→ Problem statement: Below is a listing to write out in full, exactly as given, without its pictures.

·····

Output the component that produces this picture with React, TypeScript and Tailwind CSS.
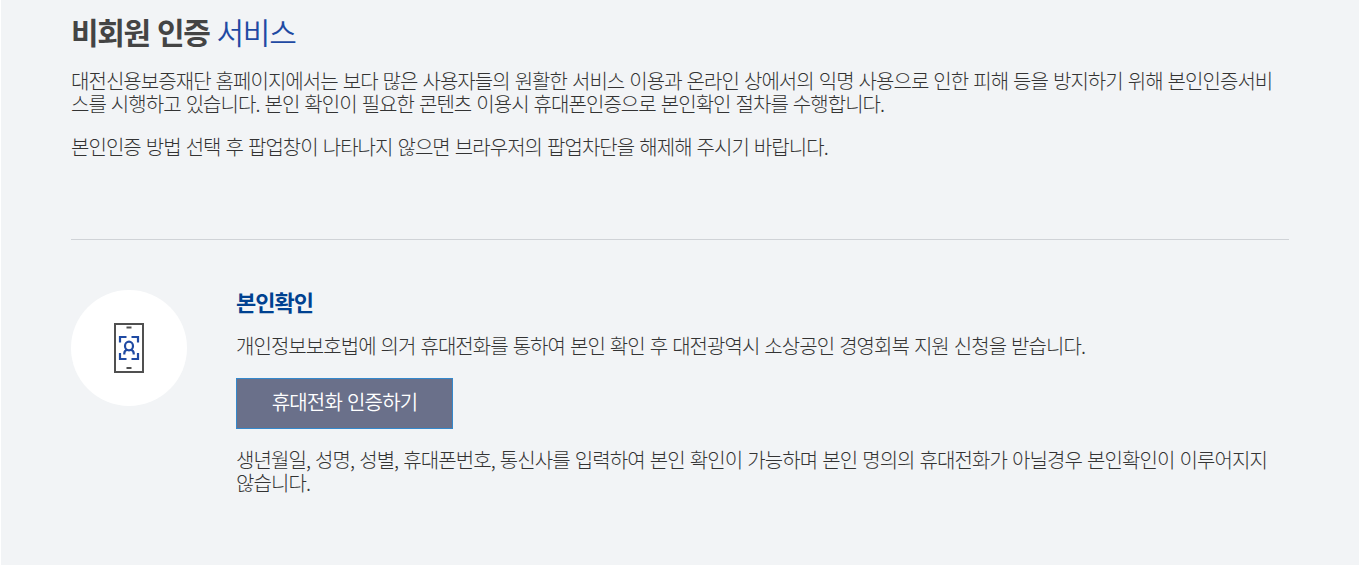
function PhoneAuthIcon() {
  return (
    <svg width="30" height="50" viewBox="0 0 30 50" fill="none" aria-hidden="true">
      <rect x="1" y="1" width="28" height="48" stroke="#505050" strokeWidth="2" />
      <path d="M12.5 4.5h5M12.5 45h5" stroke="#505050" strokeWidth="2" />
      <g stroke="#1f4aa3" strokeWidth="2.2">
        <path d="M6 19.5V14h6.5M17.5 14H24v5.5M24 30v6h-6.5M12.5 36H6v-6" />
        <ellipse cx="15" cy="23" rx="4" ry="4.3" />
        <path d="M10.3 31.5v-1c0-2 1-3.2 2.7-3.7M19.7 31.5v-1c0-2-1-3.2-2.7-3.7" />
      </g>
    </svg>
  )
}

export default function App() {
  return (
    <div className="h-[572px] overflow-hidden bg-white pr-[7px] pl-px font-['Noto_Sans_CJK_KR',sans-serif] text-[20px] leading-[23px] font-light tracking-[-0.95px] text-[#333] [word-spacing:1.5px]">
      <main className="h-[565px] bg-[#f2f4f6] px-[70px]">
        <section className="h-[240px] border-b border-[#d0d3d7] pt-[11px]">
          <h1 className="text-[30px] leading-10 font-bold tracking-[-1.3px] whitespace-nowrap text-[#444]">
            비회원 인증 <span className="font-[350] text-[#1f4aa3]">서비스</span>
          </h1>
          <p className="mt-[18px] whitespace-nowrap">
            <span className="block">
              대전신용보증재단 홈페이지에서는 보다 많은 사용자들의 원활한 서비스 이용과 온라인 상에서의 익명 사용으로 인한 피해 등을 방지하기 위해 본인인증서비
            </span>
            <span className="block">
              스를 시행하고 있습니다. 본인 확인이 필요한 콘텐츠 이용시 휴대폰인증으로 본인확인 절차를 수행합니다.
            </span>
          </p>
          <p className="mt-5 whitespace-nowrap">
            본인인증 방법 선택 후 팝업창이 나타나지 않으면 브라우저의 팝업차단을 해제해 주시기 바랍니다.
          </p>
        </section>

        <section className="flex gap-[49px] pt-[50px]">
          <div className="flex size-[116px] shrink-0 items-center justify-center rounded-full bg-white">
            <PhoneAuthIcon />
          </div>
          <div className="whitespace-nowrap">
            <h2 className="text-[22px] leading-[23px] font-bold tracking-[-1px] text-[#004190]">본인확인</h2>
            <p className="mt-[21px]">
              개인정보보호법에 의거 휴대전화를 통하여 본인 확인 후 대전광역시 소상공인 경영회복 지원 신청을 받습니다.
            </p>
            <button className="mt-[21px] flex h-[51px] w-[217px] items-center justify-center border border-[#3488cc] bg-[#6a708a] pb-1 font-[350] tracking-[-0.85px] text-white [word-spacing:1.5px]">
              휴대전화 인증하기
            </button>
            <p className="mt-[19px] tracking-[-0.91px]">
              <span className="block">
                생년월일, 성명, 성별, 휴대폰번호, 통신사를 입력하여 본인 확인이 가능하며 본인 명의의 휴대전화가 아닐경우 본인확인이 이루어지지
              </span>
              <span className="block">않습니다.</span>
            </p>
          </div>
        </section>
      </main>
    </div>
  )
}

·····

→ Task solution:
Output the component that produces this picture with React, TypeScript and Tailwind CSS.
function PhoneAuthIcon() {
  return (
    <svg width="30" height="50" viewBox="0 0 30 50" fill="none" aria-hidden="true">
      <rect x="1" y="1" width="28" height="48" stroke="#505050" strokeWidth="2" />
      <path d="M12.5 4.5h5M12.5 45h5" stroke="#505050" strokeWidth="2" />
      <g stroke="#1f4aa3" strokeWidth="2.2">
        <path d="M6 19.5V14h6.5M17.5 14H24v5.5M24 30v6h-6.5M12.5 36H6v-6" />
        <ellipse cx="15" cy="23" rx="4" ry="4.3" />
        <path d="M10.3 31.5v-1c0-2 1-3.2 2.7-3.7M19.7 31.5v-1c0-2-1-3.2-2.7-3.7" />
      </g>
    </svg>
  )
}

export default function App() {
  return (
    <div className="h-[572px] overflow-hidden bg-white pr-[7px] pl-px font-['Noto_Sans_CJK_KR',sans-serif] text-[20px] leading-[23px] font-light tracking-[-0.95px] text-[#333] [word-spacing:1.5px]">
      <main className="h-[565px] bg-[#f2f4f6] px-[70px]">
        <section className="h-[240px] border-b border-[#d0d3d7] pt-[11px]">
          <h1 className="text-[30px] leading-10 font-bold tracking-[-1.3px] whitespace-nowrap text-[#444]">
            비회원 인증 <span className="font-[350] text-[#1f4aa3]">서비스</span>
          </h1>
          <p className="mt-[18px] whitespace-nowrap">
            <span className="block">
              대전신용보증재단 홈페이지에서는 보다 많은 사용자들의 원활한 서비스 이용과 온라인 상에서의 익명 사용으로 인한 피해 등을 방지하기 위해 본인인증서비
            </span>
            <span className="block">
              스를 시행하고 있습니다. 본인 확인이 필요한 콘텐츠 이용시 휴대폰인증으로 본인확인 절차를 수행합니다.
            </span>
          </p>
          <p className="mt-5 whitespace-nowrap">
            본인인증 방법 선택 후 팝업창이 나타나지 않으면 브라우저의 팝업차단을 해제해 주시기 바랍니다.
          </p>
        </section>

        <section className="flex gap-[49px] pt-[50px]">
          <div className="flex size-[116px] shrink-0 items-center justify-center rounded-full bg-white">
            <PhoneAuthIcon />
          </div>
          <div className="whitespace-nowrap">
            <h2 className="text-[22px] leading-[23px] font-bold tracking-[-1px] text-[#004190]">본인확인</h2>
            <p className="mt-[21px]">
              개인정보보호법에 의거 휴대전화를 통하여 본인 확인 후 대전광역시 소상공인 경영회복 지원 신청을 받습니다.
            </p>
            <button className="mt-[21px] flex h-[51px] w-[217px] items-center justify-center border border-[#3488cc] bg-[#6a708a] pb-1 font-[350] tracking-[-0.85px] text-white [word-spacing:1.5px]">
              휴대전화 인증하기
            </button>
            <p className="mt-[19px] tracking-[-0.91px]">
              <span className="block">
                생년월일, 성명, 성별, 휴대폰번호, 통신사를 입력하여 본인 확인이 가능하며 본인 명의의 휴대전화가 아닐경우 본인확인이 이루어지지
              </span>
              <span className="block">않습니다.</span>
            </p>
          </div>
        </section>
      </main>
    </div>
  )
}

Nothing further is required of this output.